Suppose you have a flow of events and a decision to take some action based on information about the event. A whole class of timing errors, or even short-term outages of dependencies, can be dealt with by re-running this computation on a delay, perhaps triggered in a different way. Just process everything again after some period.

If the re-runs respond differently to the first runs, then it’s likely there was a problem – whether there was a change in state or behaviour or even the event source. Doing this may provide an upper bound on the time for which your service was broken, and might allow some more time to figure out what’s gone wrong. It might even allow for the problem to heal itself.

For a concrete example, imagine a system that takes state from elsewhere. Late updates to that state may lead to bad output until the updates have arrived. A schedule of duplicating computation allows late updates to be handled gracefully.

Redundancy in data

Suppose your system uses data provided from some other source, and when the source becomes unavailable then your service can’t work. It may be that it’s possible to build in robustness against their failure by a simple layer of caching, even to the extreme where you cache all of the data that you get from upstream.

A previous project of mine copied all data from its dependencies in batch on a regular schedule, making it effectively immune to outages in other parts of the company. The data might be a few hours stale but at least we had total control over access. This sort of scheme could be improved as a Lambda-type architecture, adding a streaming input on top of the batch layer – in the best case you have live data, in the worst case it’s stale, and the system is unaffected by problems upstream.

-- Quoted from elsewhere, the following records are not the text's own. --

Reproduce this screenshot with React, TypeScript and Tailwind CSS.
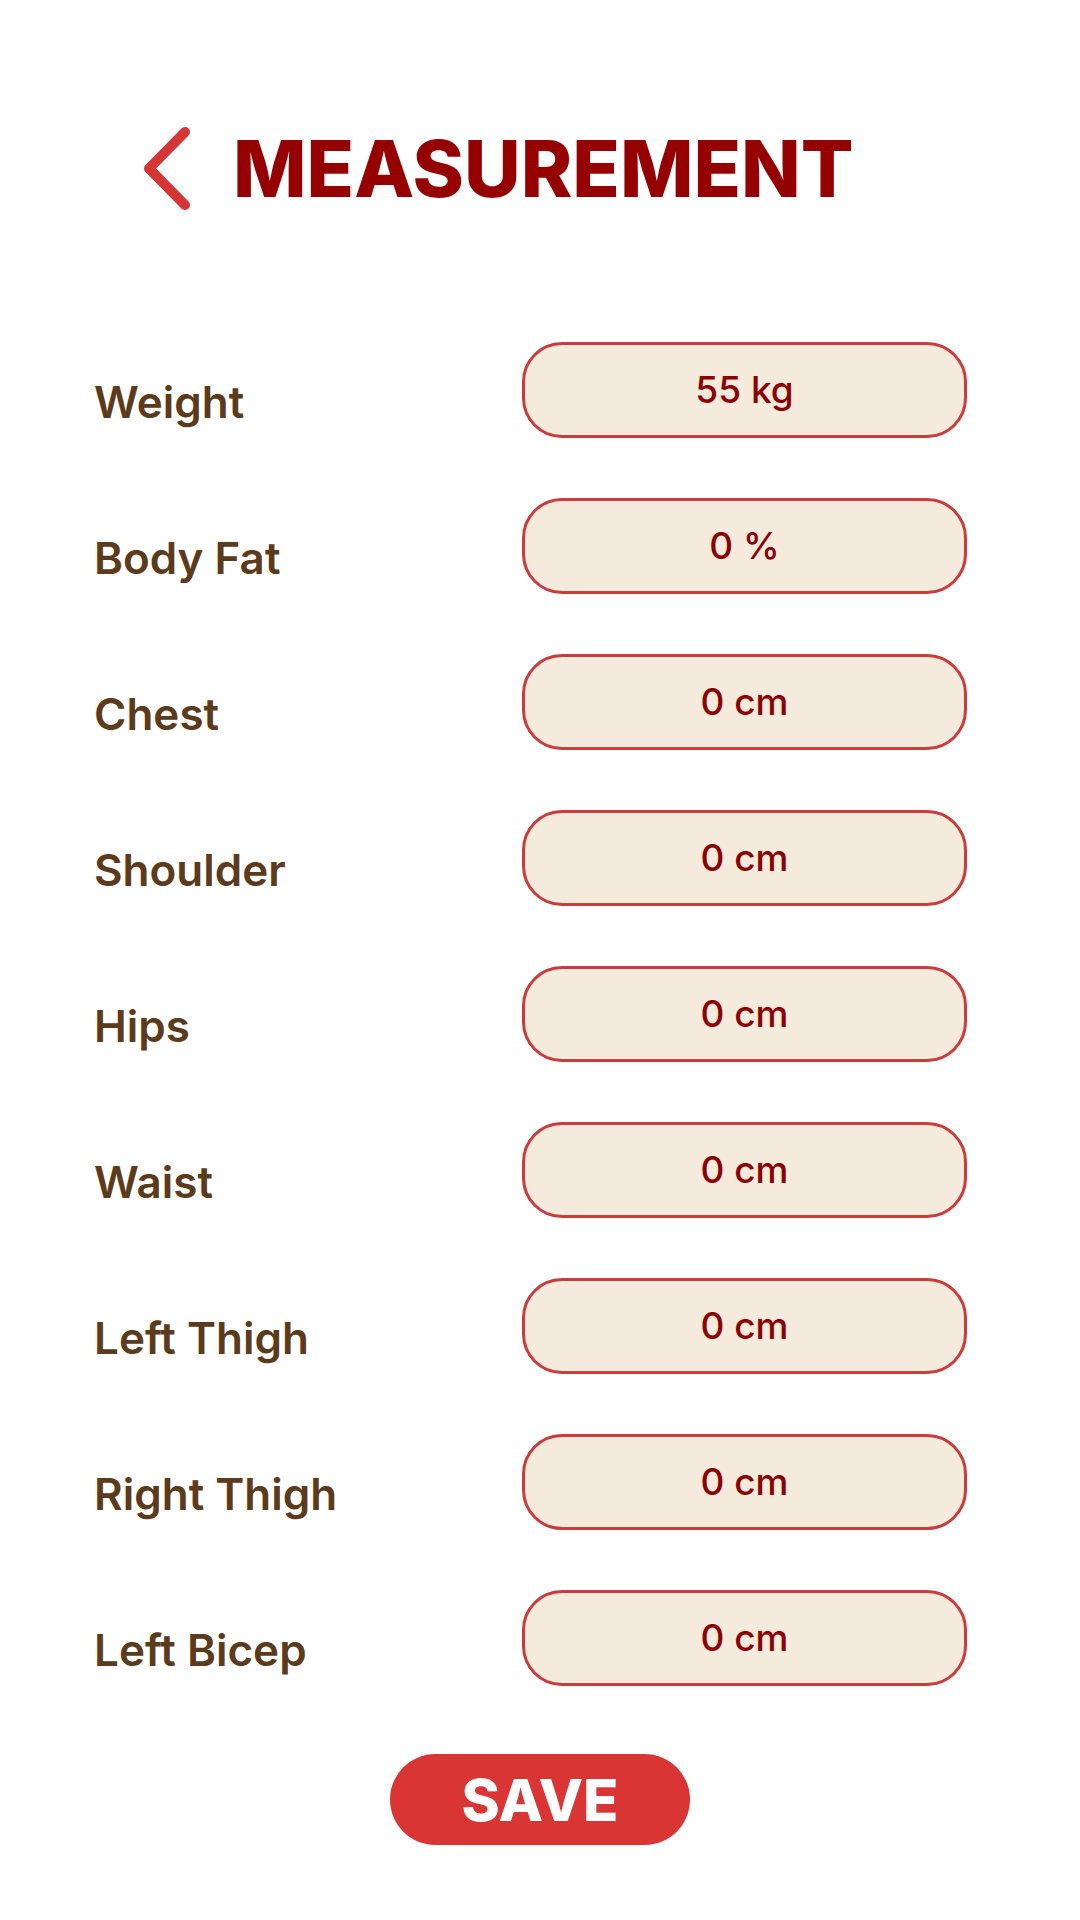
import React from "react";

const rows: [string, string][] = [
  ["Weight", "55 kg"],
  ["Body Fat", "0 %"],
  ["Chest", "0 cm"],
  ["Shoulder", "0 cm"],
  ["Hips", "0 cm"],
  ["Waist", "0 cm"],
  ["Left Thigh", "0 cm"],
  ["Right Thigh", "0 cm"],
  ["Left Bicep", "0 cm"],
];

export default function App() {
  return (
    <div className="w-[1080px] h-[1920px] bg-white font-['Inter',sans-serif] flex flex-col">
      <div className="flex items-center pt-[126px] pl-[141px]">
        <svg width="51" height="85" viewBox="0 0 51 85" className="shrink-0">
          <polyline
            points="44,6 8,42.5 44,79"
            fill="none"
            stroke="#d63535"
            strokeWidth="10"
            strokeLinecap="round"
            strokeLinejoin="round"
          />
        </svg>
        <h1 className="ml-[41px] text-[78px] leading-none font-extrabold text-[#950000]">
          MEASUREMENT
        </h1>
      </div>

      <div className="flex flex-col gap-[60px] mt-[131px]">
        {rows.map(([label, value]) => (
          <div key={label} className="flex items-center h-[96px]">
            <div className="w-[522px] shrink-0 pl-[94px] pt-[24px] text-[44px] font-semibold text-[#5c3b1c] leading-none">
              {label}
            </div>
            <div className="w-[445px] h-[96px] rounded-[40px] border-[3px] border-[#cc3b3b] bg-[#f5ebdc] flex items-center justify-center text-[37px] font-medium text-[#8b0000]">
              {value}
            </div>
          </div>
        ))}
      </div>

      <div className="flex justify-center mt-[68px]">
        <button className="w-[300px] h-[91px] rounded-[46px] bg-[#d93535] text-white text-[58px] font-extrabold leading-none flex items-center justify-center">
          SAVE
        </button>
      </div>
    </div>
  );
}
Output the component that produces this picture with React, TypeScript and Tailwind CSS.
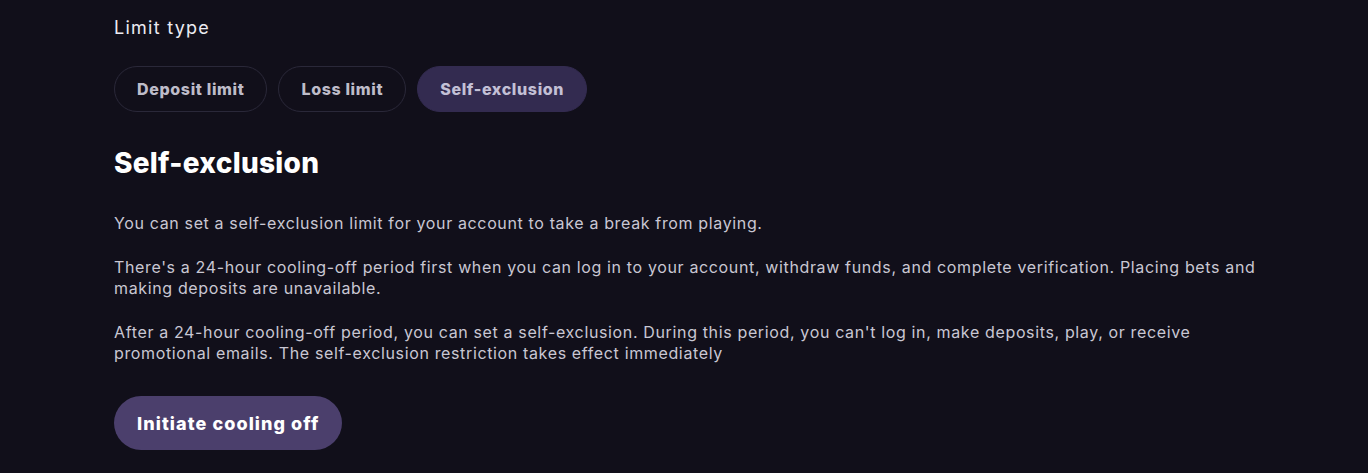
export default function App() {
  const tabs = ["Deposit limit", "Loss limit", "Self-exclusion"];
  const active = "Self-exclusion";

  return (
    <div
      className="min-h-[473px] bg-[#110f1a] pl-[114px] pt-[14px] text-[#c9c7d3]"
      style={{ fontFamily: "Inter, 'Noto Sans', sans-serif" }}
    >
      <div className="w-[1160px]">
        <p className="text-[18px] leading-[28px] tracking-[0.07em] text-[#ecebf2]">Limit type</p>

        {/* limit type tabs */}
        <div className="mt-[24px] flex gap-[11px]">
          {tabs.map((tab) => (
            <button
              key={tab}
              className={
                tab === active
                  ? "h-[46px] rounded-full border border-[#332b50] bg-[#332b50] px-[22px] text-[16px] font-extrabold tracking-[0.04em] text-[#c3c0d6]"
                  : "h-[46px] rounded-full border border-[#2a2839] bg-transparent px-[22px] text-[16px] font-extrabold tracking-[0.04em] text-[#bebcc9]"
              }
            >
              {tab}
            </button>
          ))}
        </div>

        <h2 className="mt-[32px] text-[28px] font-extrabold leading-[38px] tracking-[0.01em] text-white">
          Self-exclusion
        </h2>

        <div className="mt-[31px] flex flex-col gap-[23px] text-[16px] leading-[21px] tracking-[0.04em]">
          <p>You can set a self-exclusion limit for your account to take a break from playing.</p>
          <p>
            There's a 24-hour cooling-off period first when you can log in to your account, withdraw
            funds, and complete verification. Placing bets and making deposits are unavailable.
          </p>
          <p>
            After a 24-hour cooling-off period, you can set a self-exclusion. During this period, you
            can't log in, make deposits, play, or receive promotional emails. The self-exclusion
            restriction takes effect immediately
          </p>
        </div>

        <button className="mt-[32px] h-[54px] rounded-full bg-[#4b3f6c] px-[23px] text-[18px] font-extrabold tracking-[0.06em] text-white">
          Initiate cooling off
        </button>
      </div>
    </div>
  );
}
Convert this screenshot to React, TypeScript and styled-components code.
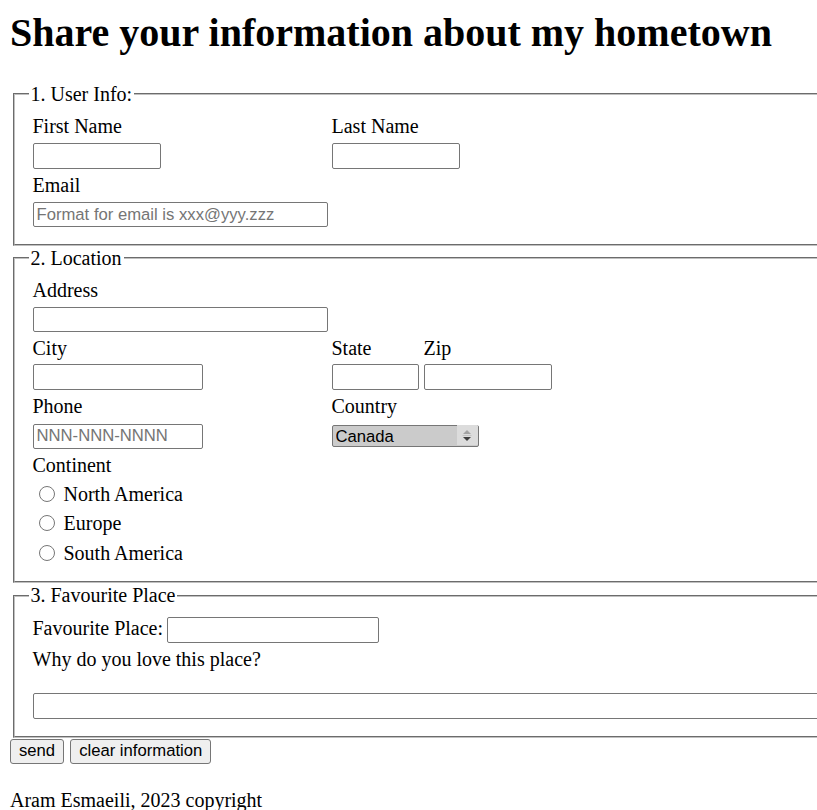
import React from 'react'
import styled, { createGlobalStyle } from 'styled-components'

const GlobalStyle = createGlobalStyle`
  html {
    overflow: hidden;
  }

  body {
    margin: 0;
    background: #fff;
    color: #000;
    font-family: 'Liberation Serif', 'Times New Roman', serif;
    font-size: 20px;
  }
`

const controlFont = `
  font-family: 'Liberation Sans', Arial, sans-serif;
  font-size: 16.67px;
`

const Page = styled.div`
  padding: 0 10px;
`

const Title = styled.h1`
  margin: 9px 0 26.5px;
  font-size: 40px;
  font-weight: bold;
  line-height: normal;
  white-space: nowrap;
`

const Section = styled.fieldset`
  width: 1100px;
  min-width: 0;
  margin: 1px 0 0 2.5px;
  padding: 9.5px 0 16.5px 18px;
  border: 2px groove #c0c0c0;
`

const Legend = styled.legend`
  margin-left: -4px;
  padding: 0 2px;
  line-height: normal;
`

const Stack = styled.div`
  display: flex;
  flex-direction: column;
  gap: 5px;
`

const Row = styled.div`
  display: grid;
  grid-template-columns: 299px auto;
  align-items: start;
`

const Pair = styled.div`
  display: flex;
  gap: 5px;
`

const Field = styled.div<{ $gap?: number }>`
  display: flex;
  flex-direction: column;
  align-items: flex-start;
  gap: ${(p) => p.$gap ?? 4.5}px;
`

const InlineField = styled.div`
  display: flex;
  align-items: baseline;
  gap: 4px;
`

const Label = styled.label`
  line-height: normal;
`

const TextInput = styled.input<{ $w: number; $h?: number }>`
  box-sizing: border-box;
  width: ${(p) => p.$w}px;
  height: ${(p) => p.$h ?? 25.5}px;
  margin: 0;
  padding: 1px 3px;
  border: 1px solid #767676;
  border-radius: 2px;
  background: #fff;
  color: #000;
  ${controlFont}

  &::placeholder {
    color: #757575;
  }
`

const Comment = styled.textarea`
  box-sizing: border-box;
  display: block;
  width: 1085px;
  height: 26px;
  margin: 0;
  padding: 2px 3px;
  border: 1px solid #767676;
  border-radius: 2px;
  resize: none;
  ${controlFont}
`

const SelectWrap = styled.div`
  position: relative;
  width: 147px;
  height: 22px;
`

const Select = styled.select`
  appearance: none;
  box-sizing: border-box;
  width: 100%;
  height: 100%;
  margin: 0;
  padding: 0 0 0 3px;
  border: 1px solid #767676;
  border-radius: 2px;
  background: #cbcbcb;
  color: #000;
  ${controlFont}
`

const SpinArrows = styled.span`
  position: absolute;
  top: 1px;
  right: 1px;
  bottom: 1px;
  width: 21px;
  display: flex;
  align-items: center;
  justify-content: center;
  background: #dcdcdc;
  border-radius: 0 1px 1px 0;
  pointer-events: none;
`

const RadioList = styled.div`
  display: flex;
  flex-direction: column;
  gap: 6.5px;
`

const RadioRow = styled.label`
  display: flex;
  align-items: center;
  line-height: normal;
`

const Radio = styled.input`
  width: 16px;
  height: 16px;
  margin: 0 9px 1px 6px;
`

const Buttons = styled.div`
  display: flex;
  gap: 6px;
  margin-top: 1px;
`

const Button = styled.button`
  box-sizing: border-box;
  height: 25px;
  margin: 0;
  padding: 0 8px;
  border: 1px solid #767676;
  border-radius: 3px;
  background: #efefef;
  color: #000;
  ${controlFont}
`

const Footer = styled.p`
  margin: 25.5px 0 0;
  line-height: normal;
`

const continents = ['North America', 'Europe', 'South America']

export default function App() {
  return (
    <Page>
      <GlobalStyle />
      <Title>Share your information about my hometown</Title>
      <form onSubmit={(e) => e.preventDefault()}>
        <Section>
          <Legend>1. User Info:</Legend>
          <Stack>
            <Row>
              <Field>
                <Label htmlFor="first">First Name</Label>
                <TextInput id="first" type="text" $w={128} $h={26} />
              </Field>
              <Field>
                <Label htmlFor="last">Last Name</Label>
                <TextInput id="last" type="text" $w={128} $h={26} />
              </Field>
            </Row>
            <Field $gap={5.5}>
              <Label htmlFor="email">Email</Label>
              <TextInput id="email" type="email" $w={295} $h={25} placeholder="Format for email is xxx@yyy.zzz" />
            </Field>
          </Stack>
        </Section>

        <Section>
          <Legend>2. Location</Legend>
          <Stack>
            <Field>
              <Label htmlFor="address">Address</Label>
              <TextInput id="address" type="text" $w={295} $h={25} />
            </Field>
            <Row>
              <Field>
                <Label htmlFor="city">City</Label>
                <TextInput id="city" type="text" $w={170} $h={26} />
              </Field>
              <Pair>
                <Field>
                  <Label htmlFor="state">State</Label>
                  <TextInput id="state" type="text" $w={87} $h={26} />
                </Field>
                <Field>
                  <Label htmlFor="zip">Zip</Label>
                  <TextInput id="zip" type="text" $w={128} $h={26} />
                </Field>
              </Pair>
            </Row>
            <Row>
              <Field $gap={5.5}>
                <Label htmlFor="phone">Phone</Label>
                <TextInput id="phone" type="tel" $w={170} $h={25} placeholder="NNN-NNN-NNNN" />
              </Field>
              <Field $gap={5.5}>
                <Label htmlFor="country">Country</Label>
                <SelectWrap>
                  <Select id="country" defaultValue="Canada">
                    <option>Canada</option>
                    <option>USA</option>
                    <option>Mexico</option>
                  </Select>
                  <SpinArrows>
                    <svg width="10" height="12" viewBox="0 0 10 12">
                      <polygon points="1,5 5,1 9,5" fill="#a3a3a3" />
                      <line x1="0.5" y1="6.5" x2="9.5" y2="6.5" stroke="#c4c4c4" strokeWidth="1" />
                      <polygon points="1,8 9,8 5,12" fill="#3f3f3f" />
                    </svg>
                  </SpinArrows>
                </SelectWrap>
              </Field>
            </Row>
            <Field $gap={6}>
              <Label as="span">Continent</Label>
              <RadioList>
                {continents.map((c) => (
                  <RadioRow key={c}>
                    <Radio type="radio" name="continent" value={c} />
                    {c}
                  </RadioRow>
                ))}
              </RadioList>
            </Field>
          </Stack>
        </Section>

        <Section>
          <Legend>3. Favourite Place</Legend>
          <Stack>
            <InlineField>
              <Label htmlFor="place">Favourite Place:</Label>
              <TextInput id="place" type="text" $w={212} $h={26} />
            </InlineField>
            <Field $gap={22.5}>
              <Label htmlFor="why">Why do you love this place?</Label>
              <Comment id="why" />
            </Field>
          </Stack>
        </Section>

        <Buttons>
          <Button type="submit">send</Button>
          <Button type="reset">clear information</Button>
        </Buttons>
      </form>
      <Footer>Aram Esmaeili, 2023 copyright</Footer>
    </Page>
  )
}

In both of these cases there are costs, as well as benefits. In the first your computation load is doubled, in the second you need the space to store everything again. In general the idea is to implement process that makes failure impossible, or at least less bad. Of course this is another cost/benefit tradeoff to consider.

3. Organisational change

People move between teams; teams move around organisations; systems change ownership. We should build with an expectation of this. This may mean little at the level of writing code, but should be a big input into choices at a wider level.

Consistency

One pressure might be towards consistency across an organisation. More consistency in languages, libraries and patterns gives developers a common vocabulary and allows shared code and shared experiences. It’s easier to learn from other teams when there are similarities in how you build software.

The important opposing pressure is for a project to use the technologies that suit locally, whether for the task at hand or based on knowledge and experience of the current team. Clearly this is important, allowing fast delivery of features.

The balance to be struck is between specificity of a tool for the project at hand and a wider preference for consistency across projects where possible. I would argue, indeed, that consistency should be the default and local differences should be justified; not the reverse.

Ownership

Ownership takes many forms.

Inside a team, all too often ownership of a feature becomes conflated with authorship of the code, leading to silos of knowledge. Fixing this might be more of a project management issue than a technical one, but has profound impact on engineering quality.

Looking more broadly this means ensuring that ownership of systems, features, datasets or infrastructure are in the right place and, where it’s not, moving things around (see above). We see problems where the purported owner doesn’t have the context to act – you wouldn’t expect the plumber to fix an electricity problem. We also see cases where a team takes on more than they should – you wouldn’t expect the plumber to be in charge of getting water to the house.

Defining interfaces carefully and enforcing strong boundaries between systems reduces the risk of problems crossing organisational boundaries. In practice this means nothing more that plain-old encapsulation of your state. Prefer to provide access through a service rather than directly to your database. Don’t let your implementation details leak through interfaces.


Lack of robustness can often come as the result of accidentally doing something for a local optimisation instead of a global one. Much of the mitigation against that is an aim towards consistency, from standards of writing software to the processes by which decisions are made at these much wider scales. Define your standards and processes, define the acceptable cases for divergence from them, and the balance can be found between local and global.


  1. I’m not referring to failure of a team to deliver a project; this is a hard problem in itself, but a different one to the technical challenges.